4C - leaderboard - 4-25-18
  • Perspective What's this? Viewability: Frack That!

    Digital Video Fracking for the Viewability Age

    Since early 2015, digital video media buyers have felt tremendous pressure to deliver “viewable” impressions.  Advertisers want to know, “Was my ad seen or did it at least have the opportunity to be seen?”  There’s a gold rush of VC-backed tech companies clamoring to be the virtual pick and shovel providers for an industry that is hungry for viewability.  With nascent measurement standards in flux and varying technical solutions, the industry is experiencing some turmoil.

    Whose viewability solution is best?  They are all equally good (bad!).  Just pick one and use it to point you in the right direction. The more interesting question is, “Now that you have chosen Viewability Vendor X, what are you going to do with their data?”  Herein lies the big opportunity, and video advertising can learn something from Big Oil.  Yes, the oil industry.  Like it or not, oil fracking has created a financial boondoggle by leveraging new technology to create value where there was none before - it’s modern alchemy – and there’s gold in them digital hills too.

    Look at how things are done today in digital advertising:  Optimizing across sites is still largely a manual process, as though we were operating in the digital dark ages.  Time and again, media buyers use simple whitelists or blacklists to either include or exclude select domains on their buying lists.  This approach has huge limitations, not least of which is that it’s time-consuming.  Most publishers offer a wide spectrum of video advertising experiences, from large player, above-the-fold premium experiences to less desirable placements.  For example, we’ve seen CNN measure at greater than 90% viewability for some placements, and less than 5% for others.  So, what choices do you have?  If you whitelist CNN, you run the risk of getting the bad along with the good; blacklist the publisher and you eliminate strong potential placements.  Typical media buyers still take this manual approach because it is safe and scalable….for humans, that is.

    This is where fracking comes in.  For those not familiar, “fracking” is shorthand for hydraulic fracturing and refers to the process of drilling down into the earth and using a high-pressure water mixture directed at the rock to release the gas inside. Water, sand and chemicals are injected into the rock at high pressure which allows the gas to flow out.  By applying technology to select inputs, we create economic value out of what was previously considered to be useless rock material (putting aside the detrimental environmental impacts for a moment).

    What does this have to do with video ad optimization?
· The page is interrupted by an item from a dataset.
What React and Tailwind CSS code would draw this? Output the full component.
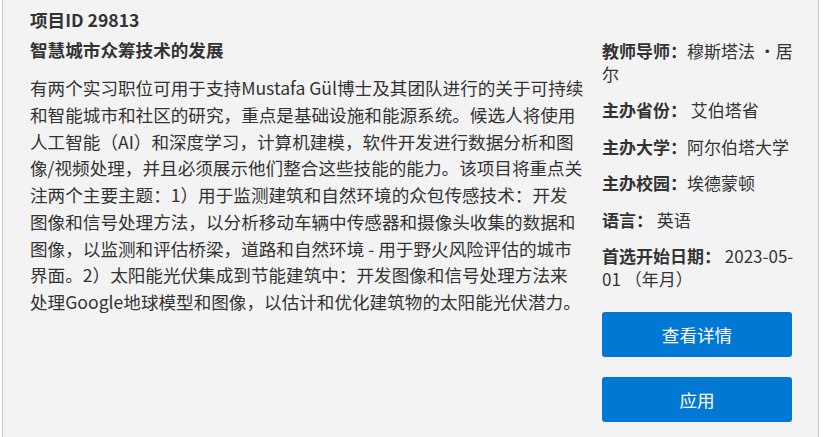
import React from 'react';

const project = {
  id: 29813,
  title: '智慧城市众筹技术的发展',
  // lines kept as in the source layout
  description: [
    '有两个实习职位可用于支持Mustafa Gül博士及其团队进行的关于可持续',
    '和智能城市和社区的研究，重点是基础设施和能源系统。候选人将使用',
    '人工智能（AI）和深度学习，计算机建模，软件开发进行数据分析和图',
    '像/视频处理，并且必须展示他们整合这些技能的能力。该项目将重点关',
    '注两个主要主题：1）用于监测建筑和自然环境的众包传感技术：开发',
    '图像和信号处理方法，以分析移动车辆中传感器和摄像头收集的数据和',
    '图像，以监测和评估桥梁，道路和自然环境 - 用于野火风险评估的城市',
    '界面。2）太阳能光伏集成到节能建筑中：开发图像和信号处理方法来',
    '处理Google地球模型和图像，以估计和优化建筑物的太阳能光伏潜力。',
  ],
};

// label / value pairs shown in the side column
const details = [
  { label: '教师导师：', value: ['穆斯塔法 ·居', '尔'] },
  { label: '主办省份：', value: [' 艾伯塔省'] },
  { label: '主办大学：', value: ['阿尔伯塔大学'] },
  { label: '主办校园：', value: ['埃德蒙顿'] },
  { label: '语言：', value: [' 英语'] },
  { label: '首选开始日期：', value: [' 2023-05-', '01 （年月）'] },
];

export default function App() {
  return (
    <div className="min-h-screen bg-white">
      <div className="ml-[2px] w-[817px] h-[437px] border-x border-[#c8c8c8] bg-[#f3f3f3] pl-[27px] pr-[26px] pt-[7px] font-['Noto_Sans_CJK_SC',sans-serif] text-[#333333]">
        <h1 className="text-[17.6px] leading-[26.7px] font-bold mb-[3px]">项目ID {project.id}</h1>

        <div className="flex gap-[20px]">
          {/* left: title + description */}
          <div className="flex-1 min-w-0">
            <h2 className="text-[17.6px] leading-[26.7px] font-bold">{project.title}</h2>
            <p className="mt-[11.6px] text-[17.6px] leading-[26.75px] whitespace-nowrap">
              {project.description.map((line, i) => (
                <React.Fragment key={i}>
                  {line}
                  {i < project.description.length - 1 && <br />}
                </React.Fragment>
              ))}
            </p>
          </div>

          {/* right: details + actions */}
          <div className="w-[190px] pt-[2px] text-[17px] leading-[23px]">
            {details.map(d => (
              <div key={d.label} className="mb-[13.5px] whitespace-pre">
                <span className="font-bold">{d.label}</span>
                {d.value[0]}
                {d.value[1] && (
                  <>
                    <br />
                    {d.value[1]}
                  </>
                )}
              </div>
            ))}
            <div className="mt-[22px] flex flex-col gap-[20px]">
              <button className="h-[45px] w-full rounded-[3px] bg-[#0078d4] text-[17.6px] text-white">查看详情</button>
              <button className="h-[45px] w-full rounded-[3px] bg-[#0078d4] text-[17.6px] text-white">应用</button>
            </div>
          </div>
        </div>
      </div>
    </div>
  );
}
Think about the inputs and outputs in the equation.  Prior to fracking, the decision to drill for oil was more binary: Either a piece of land had oil that could easily be tapped (i.e. whitelisted and worth paying for) or it didn’t (blacklisted and ignored).  Fracking changed the equation and allowed companies to efficiently cherry-pick and extract value from a pile of rubble.  In video-land, instead of drills as technology, we use ad servers, bandwidth, code; instead of water, sand and chemicals as systems inputs, we use viewability data, player size data, device attributes; instead of earth as the inventory, we use websites and apps.  The output is high viewability performance at scale instead of crude oil en masse.  Let’s call it Digital Video Fracking.
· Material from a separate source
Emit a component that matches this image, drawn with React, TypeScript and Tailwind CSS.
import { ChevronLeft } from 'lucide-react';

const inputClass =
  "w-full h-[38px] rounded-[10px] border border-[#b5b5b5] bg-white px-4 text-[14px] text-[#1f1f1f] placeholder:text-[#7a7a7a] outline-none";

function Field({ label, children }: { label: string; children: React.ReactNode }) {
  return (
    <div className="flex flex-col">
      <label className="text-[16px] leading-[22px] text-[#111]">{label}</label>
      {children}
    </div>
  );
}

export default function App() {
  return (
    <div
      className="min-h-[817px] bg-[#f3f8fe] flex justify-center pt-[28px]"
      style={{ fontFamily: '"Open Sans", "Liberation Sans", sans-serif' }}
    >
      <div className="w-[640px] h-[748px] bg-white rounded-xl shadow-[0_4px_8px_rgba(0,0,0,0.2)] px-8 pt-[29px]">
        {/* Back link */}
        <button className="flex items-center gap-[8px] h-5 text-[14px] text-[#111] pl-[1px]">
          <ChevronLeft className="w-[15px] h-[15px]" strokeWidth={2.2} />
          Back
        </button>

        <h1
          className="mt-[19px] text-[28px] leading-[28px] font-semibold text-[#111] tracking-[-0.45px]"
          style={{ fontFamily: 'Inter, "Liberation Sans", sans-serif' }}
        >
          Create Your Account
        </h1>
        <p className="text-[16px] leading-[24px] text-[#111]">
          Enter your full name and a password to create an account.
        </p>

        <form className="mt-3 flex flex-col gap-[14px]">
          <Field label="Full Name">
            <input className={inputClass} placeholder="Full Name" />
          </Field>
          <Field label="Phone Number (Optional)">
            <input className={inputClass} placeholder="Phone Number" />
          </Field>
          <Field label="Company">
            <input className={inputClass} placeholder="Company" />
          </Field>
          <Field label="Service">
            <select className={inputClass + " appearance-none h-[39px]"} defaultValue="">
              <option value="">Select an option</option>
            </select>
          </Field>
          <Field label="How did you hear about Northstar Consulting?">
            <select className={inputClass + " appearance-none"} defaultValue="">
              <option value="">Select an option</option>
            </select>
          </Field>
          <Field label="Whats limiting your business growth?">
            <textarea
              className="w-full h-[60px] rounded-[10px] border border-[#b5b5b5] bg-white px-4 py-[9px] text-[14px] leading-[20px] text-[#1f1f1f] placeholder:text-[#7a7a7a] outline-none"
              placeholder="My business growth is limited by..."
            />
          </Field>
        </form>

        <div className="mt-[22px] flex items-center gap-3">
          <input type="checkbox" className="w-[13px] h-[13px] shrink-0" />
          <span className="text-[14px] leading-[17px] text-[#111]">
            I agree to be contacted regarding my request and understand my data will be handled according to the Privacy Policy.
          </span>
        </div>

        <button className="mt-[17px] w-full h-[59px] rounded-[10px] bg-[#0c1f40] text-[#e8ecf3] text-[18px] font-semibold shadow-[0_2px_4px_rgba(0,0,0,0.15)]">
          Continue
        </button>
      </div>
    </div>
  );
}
    (We could take this analogy further: Just as there is environmental fallout from fracking in the analog world, there is likely fallout from publishers trying to game the system through website redesigns to maximize viewability, often to the detriment of user experiences…)

    The digital video fracking concept can be approached from multiple angles which may yield wildly different results.  When it comes to optimization, every company has its own special sauce.  As a general rule, analyzing data at a more granular level can squeeze out more value over time, as long as this can be done efficiently and cost-effectively.  At some point, the law of diminishing returns takes effect and no more value can be extracted.
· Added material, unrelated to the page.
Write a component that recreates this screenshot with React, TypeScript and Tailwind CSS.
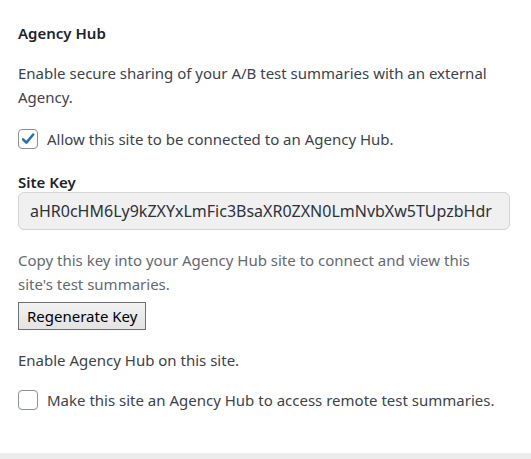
import React from "react";

const CheckIcon: React.FC = () => (
  <svg viewBox="0 0 20 20" className="h-[18px] w-[18px]">
    <path d="M4.5 10.3l3.7 3.7L15.8 5" fill="none" stroke="#2271b1" strokeWidth="2.8" strokeLinecap="round" strokeLinejoin="round" />
  </svg>
);

interface CheckRowProps {
  checked?: boolean;
  label: string;
}

const CheckRow: React.FC<CheckRowProps> = ({ checked, label }) => (
  <label className="flex items-center gap-[9px] leading-[24px]">
    <span className="flex h-[20px] w-[20px] items-center justify-center rounded-[4px] border border-[#8c8f94] bg-white">
      {checked && <CheckIcon />}
    </span>
    <span>{label}</span>
  </label>
);

const App: React.FC = () => {
  return (
    <div className="flex h-[459px] w-[531px] flex-col bg-white font-['Noto_Sans',sans-serif] text-[15px] text-[#3c434a]">
      <div className="flex-1 px-[18px] pt-[22px]">
        <h2 className="text-[15px] font-semibold leading-[22px] text-[#1d2327]">Agency Hub</h2>
        <p className="mt-[17px] leading-[24px]">
          Enable secure sharing of your A/B test summaries with an external Agency.
        </p>
        <div className="mt-[18px]">
          <CheckRow checked label="Allow this site to be connected to an Agency Hub." />
        </div>
        <div className="mt-[21px] font-semibold leading-[20px] text-[#1d2327]">Site Key</div>
        <input
          readOnly
          value="aHR0cHM6Ly9kZXYxLmFic3BsaXR0ZXN0LmNvbXw5TUpzbHdr"
          className="mt-0 h-[38px] w-[492px] rounded-[6px] border border-[#d4d4d4] bg-[#f0f0f0] px-[11px] text-[16px] text-[#2c3338] outline-none"
        />
        <p className="mt-[18px] max-w-[485px] leading-[24px] text-[#646970]">
          Copy this key into your Agency Hub site to connect and view this site's test summaries.
        </p>
        <button className="mt-[6px] h-[28px] border border-[#707070] bg-gradient-to-b from-[#f2f2f2] to-[#e3e3e3] px-[8px] text-[15px] leading-[20px] text-black">
          Regenerate Key
        </button>
        <p className="mt-[18px] leading-[24px]">Enable Agency Hub on this site.</p>
        <div className="mt-[16px]">
          <CheckRow label="Make this site an Agency Hub to access remote test summaries." />
        </div>
      </div>
      <div className="h-[6px] bg-[#ececec]" />
    </div>
  );
};

export default App;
    The viewability mess will eventually sort itself out.  One could argue that viewability shouldn’t be an advertiser issue, it should be a given – video ads should only be invoked if the player is viewable, and the player should be doing the viewability control, not the advertisers, ad servers and measurement vendors. Nevertheless, with viewability as a major issue for multiple reasons (including technical limitations with iframes, latency, etc.), it is a problem we must be solve. Knowing that, we innovators in the digital video ad industry are primed to squeeze out every last drop of value wherever it can be found, and we are using technology and data to make that happen.  It’s an exciting time to be in the video fracking business!